# Length of Curve Homework: Find Integral Solution

• WendysRules
In summary: I did not examine all your steps in detail; I just used Maple to do the computations, and arrived at the same final expression for ##ds## that you did.

## Homework Statement

Find the length of the curve:
##x=\frac{t}{1+t}##
##y=\ln(1+t)##
where ##0 \leq t \leq 2##
Length of curve integral ##\int^a_b \sqrt{(\frac{dx}{dt})^2+(\frac{dy}{dt})^2} dt##

## Homework Equations

##(\frac{dx}{dt})^2 = \frac{1}{(1+t)^4}## ##(\frac{dy}{dt})^2 = \frac{1}{(1+t)^2} ##

## The Attempt at a Solution

So, I think somewhere I missed a more efficient technique to use (or made an algebra mistake which is most likely), because otherwise I think this integral gets crazy too fast for a simple problem.

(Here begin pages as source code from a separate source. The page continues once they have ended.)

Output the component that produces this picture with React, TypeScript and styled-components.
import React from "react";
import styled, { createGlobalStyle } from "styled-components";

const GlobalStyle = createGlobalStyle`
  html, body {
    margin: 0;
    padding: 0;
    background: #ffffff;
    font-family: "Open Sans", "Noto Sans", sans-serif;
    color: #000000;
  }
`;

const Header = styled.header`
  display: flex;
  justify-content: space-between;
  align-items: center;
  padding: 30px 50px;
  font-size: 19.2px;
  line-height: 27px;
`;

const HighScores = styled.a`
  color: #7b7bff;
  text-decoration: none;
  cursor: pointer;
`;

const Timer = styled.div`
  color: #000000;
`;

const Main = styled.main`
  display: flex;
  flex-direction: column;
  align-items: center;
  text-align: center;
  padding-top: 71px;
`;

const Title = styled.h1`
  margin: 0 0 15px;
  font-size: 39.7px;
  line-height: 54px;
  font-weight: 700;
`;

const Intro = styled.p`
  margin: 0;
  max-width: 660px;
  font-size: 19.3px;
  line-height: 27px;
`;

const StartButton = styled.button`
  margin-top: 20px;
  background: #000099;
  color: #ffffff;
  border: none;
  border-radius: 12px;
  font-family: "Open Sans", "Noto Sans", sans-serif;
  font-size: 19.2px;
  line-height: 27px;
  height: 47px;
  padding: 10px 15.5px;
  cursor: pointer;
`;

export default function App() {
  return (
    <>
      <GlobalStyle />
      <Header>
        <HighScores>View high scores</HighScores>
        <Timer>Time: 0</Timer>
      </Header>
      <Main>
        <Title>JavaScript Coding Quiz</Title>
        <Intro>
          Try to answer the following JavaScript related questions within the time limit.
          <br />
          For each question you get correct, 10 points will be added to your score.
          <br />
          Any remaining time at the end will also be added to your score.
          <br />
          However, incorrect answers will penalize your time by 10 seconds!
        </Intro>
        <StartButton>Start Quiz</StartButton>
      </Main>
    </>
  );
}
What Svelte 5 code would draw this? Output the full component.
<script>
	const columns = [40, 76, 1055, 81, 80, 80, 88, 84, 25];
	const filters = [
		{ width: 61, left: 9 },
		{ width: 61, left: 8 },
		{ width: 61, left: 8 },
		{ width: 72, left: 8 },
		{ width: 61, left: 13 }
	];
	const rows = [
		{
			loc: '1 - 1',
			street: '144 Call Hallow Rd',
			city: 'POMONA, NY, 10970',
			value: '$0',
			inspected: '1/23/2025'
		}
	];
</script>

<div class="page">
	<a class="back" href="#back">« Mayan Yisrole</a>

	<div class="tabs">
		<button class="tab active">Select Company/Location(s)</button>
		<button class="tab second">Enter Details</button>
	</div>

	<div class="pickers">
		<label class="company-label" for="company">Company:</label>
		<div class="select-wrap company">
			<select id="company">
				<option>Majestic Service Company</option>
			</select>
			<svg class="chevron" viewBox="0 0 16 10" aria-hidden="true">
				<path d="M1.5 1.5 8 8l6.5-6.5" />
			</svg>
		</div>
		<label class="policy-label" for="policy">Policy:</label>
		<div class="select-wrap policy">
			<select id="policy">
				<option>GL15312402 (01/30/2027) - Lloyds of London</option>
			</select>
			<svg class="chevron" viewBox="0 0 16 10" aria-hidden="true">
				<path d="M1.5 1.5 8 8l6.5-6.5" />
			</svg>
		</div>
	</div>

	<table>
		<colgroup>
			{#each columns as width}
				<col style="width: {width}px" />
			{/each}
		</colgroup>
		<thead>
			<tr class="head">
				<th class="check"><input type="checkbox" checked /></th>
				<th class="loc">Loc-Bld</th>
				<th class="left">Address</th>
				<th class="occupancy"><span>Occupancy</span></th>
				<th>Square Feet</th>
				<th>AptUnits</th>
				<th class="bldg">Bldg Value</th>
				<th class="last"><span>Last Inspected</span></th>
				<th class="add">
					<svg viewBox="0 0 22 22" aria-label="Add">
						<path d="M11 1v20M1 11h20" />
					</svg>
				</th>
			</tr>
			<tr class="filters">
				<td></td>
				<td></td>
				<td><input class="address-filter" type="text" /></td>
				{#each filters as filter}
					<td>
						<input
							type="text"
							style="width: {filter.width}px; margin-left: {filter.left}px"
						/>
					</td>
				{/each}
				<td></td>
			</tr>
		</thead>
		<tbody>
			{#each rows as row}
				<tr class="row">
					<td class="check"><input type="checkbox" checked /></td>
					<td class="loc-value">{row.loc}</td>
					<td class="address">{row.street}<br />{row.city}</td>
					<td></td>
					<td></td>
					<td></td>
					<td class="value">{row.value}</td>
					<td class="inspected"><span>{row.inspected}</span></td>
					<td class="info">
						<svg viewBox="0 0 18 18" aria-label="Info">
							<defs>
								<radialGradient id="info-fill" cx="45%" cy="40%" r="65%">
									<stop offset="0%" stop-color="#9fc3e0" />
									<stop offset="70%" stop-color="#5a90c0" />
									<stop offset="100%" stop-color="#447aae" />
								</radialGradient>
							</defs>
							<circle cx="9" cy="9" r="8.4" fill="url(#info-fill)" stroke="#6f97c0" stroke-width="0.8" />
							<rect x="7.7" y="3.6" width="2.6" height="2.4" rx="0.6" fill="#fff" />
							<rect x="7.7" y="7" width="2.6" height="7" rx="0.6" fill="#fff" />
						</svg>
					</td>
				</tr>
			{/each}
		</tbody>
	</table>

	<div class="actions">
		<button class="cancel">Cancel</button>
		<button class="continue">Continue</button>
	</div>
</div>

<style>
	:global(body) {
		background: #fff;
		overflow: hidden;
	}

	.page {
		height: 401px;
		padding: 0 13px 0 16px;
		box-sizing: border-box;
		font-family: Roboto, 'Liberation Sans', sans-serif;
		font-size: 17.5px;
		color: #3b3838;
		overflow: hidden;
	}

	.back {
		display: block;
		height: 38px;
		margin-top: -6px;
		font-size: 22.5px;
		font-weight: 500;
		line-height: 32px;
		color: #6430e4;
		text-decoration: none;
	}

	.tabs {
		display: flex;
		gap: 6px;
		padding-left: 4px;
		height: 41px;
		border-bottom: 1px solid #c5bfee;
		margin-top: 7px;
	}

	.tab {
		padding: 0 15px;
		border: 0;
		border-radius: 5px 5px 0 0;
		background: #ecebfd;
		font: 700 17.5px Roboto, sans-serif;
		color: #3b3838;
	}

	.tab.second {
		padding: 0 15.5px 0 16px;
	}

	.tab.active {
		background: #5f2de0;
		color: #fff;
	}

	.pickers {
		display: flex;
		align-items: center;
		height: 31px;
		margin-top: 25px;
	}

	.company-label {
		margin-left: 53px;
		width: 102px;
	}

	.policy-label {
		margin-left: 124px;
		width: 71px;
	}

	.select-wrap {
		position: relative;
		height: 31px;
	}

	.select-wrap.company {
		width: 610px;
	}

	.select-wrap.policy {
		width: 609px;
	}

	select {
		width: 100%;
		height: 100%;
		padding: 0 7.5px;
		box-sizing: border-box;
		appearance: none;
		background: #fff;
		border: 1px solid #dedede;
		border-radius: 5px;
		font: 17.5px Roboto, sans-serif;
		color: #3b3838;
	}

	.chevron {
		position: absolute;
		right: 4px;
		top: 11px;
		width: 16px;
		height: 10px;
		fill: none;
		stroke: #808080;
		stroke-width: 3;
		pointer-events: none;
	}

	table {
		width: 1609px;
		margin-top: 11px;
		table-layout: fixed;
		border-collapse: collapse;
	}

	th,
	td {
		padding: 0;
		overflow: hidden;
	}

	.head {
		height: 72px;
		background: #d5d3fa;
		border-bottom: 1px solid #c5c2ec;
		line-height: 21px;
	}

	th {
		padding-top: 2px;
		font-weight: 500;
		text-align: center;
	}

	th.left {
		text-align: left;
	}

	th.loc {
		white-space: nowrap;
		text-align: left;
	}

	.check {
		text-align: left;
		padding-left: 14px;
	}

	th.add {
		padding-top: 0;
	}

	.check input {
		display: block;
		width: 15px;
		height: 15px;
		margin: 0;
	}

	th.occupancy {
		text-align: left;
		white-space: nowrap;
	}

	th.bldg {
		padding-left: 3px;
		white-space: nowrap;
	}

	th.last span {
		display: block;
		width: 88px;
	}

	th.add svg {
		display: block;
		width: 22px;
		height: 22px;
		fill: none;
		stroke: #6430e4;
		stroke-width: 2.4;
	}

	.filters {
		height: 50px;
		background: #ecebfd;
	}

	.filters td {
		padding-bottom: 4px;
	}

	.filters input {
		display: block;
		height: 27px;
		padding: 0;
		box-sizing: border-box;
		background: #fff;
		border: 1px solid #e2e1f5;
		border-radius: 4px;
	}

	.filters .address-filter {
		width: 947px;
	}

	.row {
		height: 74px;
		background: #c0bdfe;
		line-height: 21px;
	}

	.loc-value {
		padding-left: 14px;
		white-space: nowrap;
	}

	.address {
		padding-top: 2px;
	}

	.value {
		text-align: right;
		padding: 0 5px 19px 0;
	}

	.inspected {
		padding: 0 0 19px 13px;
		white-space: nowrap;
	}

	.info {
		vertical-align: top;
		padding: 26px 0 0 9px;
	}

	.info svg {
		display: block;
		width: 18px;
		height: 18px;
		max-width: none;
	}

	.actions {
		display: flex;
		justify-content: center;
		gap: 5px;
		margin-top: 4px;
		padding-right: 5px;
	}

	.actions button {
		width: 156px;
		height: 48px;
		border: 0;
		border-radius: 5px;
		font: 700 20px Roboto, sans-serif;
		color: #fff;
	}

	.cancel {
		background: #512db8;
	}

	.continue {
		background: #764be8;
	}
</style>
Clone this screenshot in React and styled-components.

Start with ##\int^a_b \sqrt{(\frac{dx}{dt})^2+(\frac{dy}{dt})^2} dt## to which when we substitute our given problem, we get ##\int^2_0 \sqrt{\frac{1}{(1+t)^4}+\frac{1}{(1+t)^2}} dt## = ##\int^2_0 \sqrt{\frac{(1+t)^2+1}{(1+t)^4}} dt ## = ##\int^2_0 \frac{1}{(1+t)^2} \sqrt{(1+t)^2+1} dt##

To try to make this simpler, I said well, just let ##u = 1+t## therefore ##du=dt## so our integral looks like
##\int^2_0 \frac{1}{(u)^2} \sqrt{(u)^2+1} du## which then I believe calls for a trig substitution (let ##u=tan\theta##)... but that seems crazy! At this point why wouldn't I just de-parametrize the equation from the start if I wanted a crazy integral.

If anyone has a simpler way to go about this integral, I'd love to know. Otherwise if this seems to be the correct path, I'll just keep chugging along!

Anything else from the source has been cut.